:: Supplied material ::
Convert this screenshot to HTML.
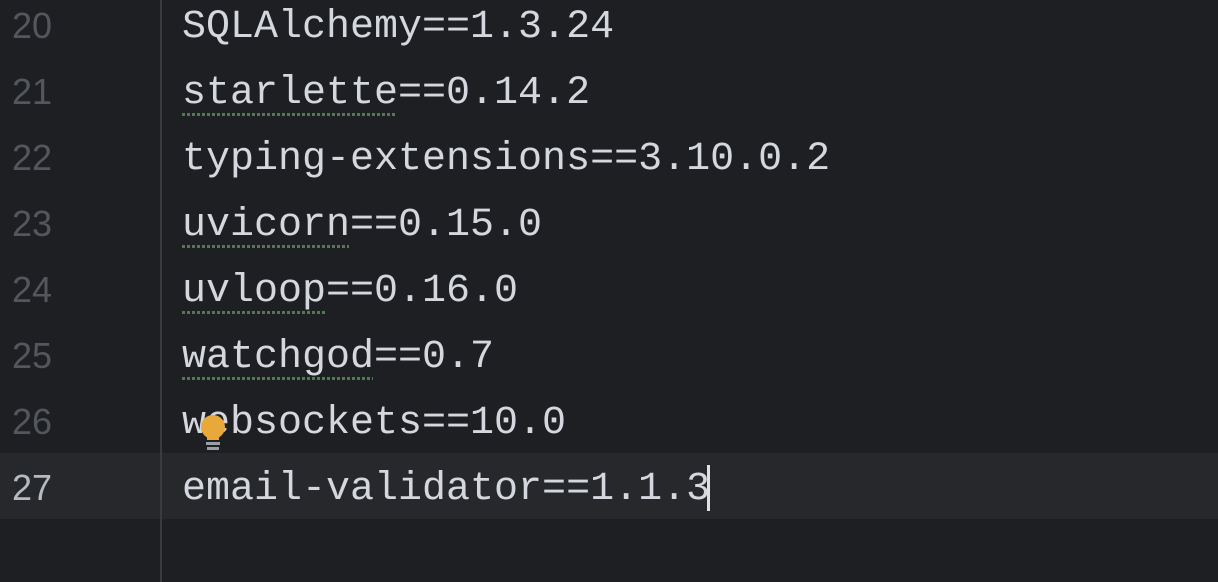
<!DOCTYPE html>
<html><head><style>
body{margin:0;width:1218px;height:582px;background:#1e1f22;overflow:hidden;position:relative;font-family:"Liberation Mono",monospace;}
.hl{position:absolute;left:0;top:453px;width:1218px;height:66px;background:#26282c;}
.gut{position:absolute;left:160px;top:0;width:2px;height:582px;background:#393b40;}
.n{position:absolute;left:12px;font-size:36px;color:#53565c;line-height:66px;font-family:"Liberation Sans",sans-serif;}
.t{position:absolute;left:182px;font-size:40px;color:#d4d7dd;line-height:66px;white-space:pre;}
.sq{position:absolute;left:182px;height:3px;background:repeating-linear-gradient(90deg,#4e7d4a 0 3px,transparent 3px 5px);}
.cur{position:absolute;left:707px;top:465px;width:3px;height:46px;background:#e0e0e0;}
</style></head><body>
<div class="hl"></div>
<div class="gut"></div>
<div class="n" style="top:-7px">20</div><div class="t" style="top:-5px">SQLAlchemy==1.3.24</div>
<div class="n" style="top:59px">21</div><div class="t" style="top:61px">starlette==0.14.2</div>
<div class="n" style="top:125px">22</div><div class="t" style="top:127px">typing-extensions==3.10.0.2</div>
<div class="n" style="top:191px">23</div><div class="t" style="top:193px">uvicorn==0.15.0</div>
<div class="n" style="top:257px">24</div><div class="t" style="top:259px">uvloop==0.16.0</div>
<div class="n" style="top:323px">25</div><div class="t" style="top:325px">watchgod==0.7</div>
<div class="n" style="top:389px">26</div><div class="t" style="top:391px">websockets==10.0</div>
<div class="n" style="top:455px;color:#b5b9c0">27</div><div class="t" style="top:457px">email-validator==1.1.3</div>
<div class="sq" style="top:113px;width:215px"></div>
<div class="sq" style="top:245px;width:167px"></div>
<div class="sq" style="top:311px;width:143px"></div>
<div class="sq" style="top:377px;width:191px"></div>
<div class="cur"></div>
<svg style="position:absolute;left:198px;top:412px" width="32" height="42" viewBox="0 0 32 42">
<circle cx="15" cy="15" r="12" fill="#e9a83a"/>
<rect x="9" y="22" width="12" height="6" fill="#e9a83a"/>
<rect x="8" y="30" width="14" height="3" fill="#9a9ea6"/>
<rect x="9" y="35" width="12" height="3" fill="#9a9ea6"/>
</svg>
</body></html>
:::
**Given task**
Without the pictures, copy the material exactly as given.

**Result for this exercise**
Convert this screenshot to HTML.
<!DOCTYPE html>
<html><head><style>
body{margin:0;width:1218px;height:582px;background:#1e1f22;overflow:hidden;position:relative;font-family:"Liberation Mono",monospace;}
.hl{position:absolute;left:0;top:453px;width:1218px;height:66px;background:#26282c;}
.gut{position:absolute;left:160px;top:0;width:2px;height:582px;background:#393b40;}
.n{position:absolute;left:12px;font-size:36px;color:#53565c;line-height:66px;font-family:"Liberation Sans",sans-serif;}
.t{position:absolute;left:182px;font-size:40px;color:#d4d7dd;line-height:66px;white-space:pre;}
.sq{position:absolute;left:182px;height:3px;background:repeating-linear-gradient(90deg,#4e7d4a 0 3px,transparent 3px 5px);}
.cur{position:absolute;left:707px;top:465px;width:3px;height:46px;background:#e0e0e0;}
</style></head><body>
<div class="hl"></div>
<div class="gut"></div>
<div class="n" style="top:-7px">20</div><div class="t" style="top:-5px">SQLAlchemy==1.3.24</div>
<div class="n" style="top:59px">21</div><div class="t" style="top:61px">starlette==0.14.2</div>
<div class="n" style="top:125px">22</div><div class="t" style="top:127px">typing-extensions==3.10.0.2</div>
<div class="n" style="top:191px">23</div><div class="t" style="top:193px">uvicorn==0.15.0</div>
<div class="n" style="top:257px">24</div><div class="t" style="top:259px">uvloop==0.16.0</div>
<div class="n" style="top:323px">25</div><div class="t" style="top:325px">watchgod==0.7</div>
<div class="n" style="top:389px">26</div><div class="t" style="top:391px">websockets==10.0</div>
<div class="n" style="top:455px;color:#b5b9c0">27</div><div class="t" style="top:457px">email-validator==1.1.3</div>
<div class="sq" style="top:113px;width:215px"></div>
<div class="sq" style="top:245px;width:167px"></div>
<div class="sq" style="top:311px;width:143px"></div>
<div class="sq" style="top:377px;width:191px"></div>
<div class="cur"></div>
<svg style="position:absolute;left:198px;top:412px" width="32" height="42" viewBox="0 0 32 42">
<circle cx="15" cy="15" r="12" fill="#e9a83a"/>
<rect x="9" y="22" width="12" height="6" fill="#e9a83a"/>
<rect x="8" y="30" width="14" height="3" fill="#9a9ea6"/>
<rect x="9" y="35" width="12" height="3" fill="#9a9ea6"/>
</svg>
</body></html>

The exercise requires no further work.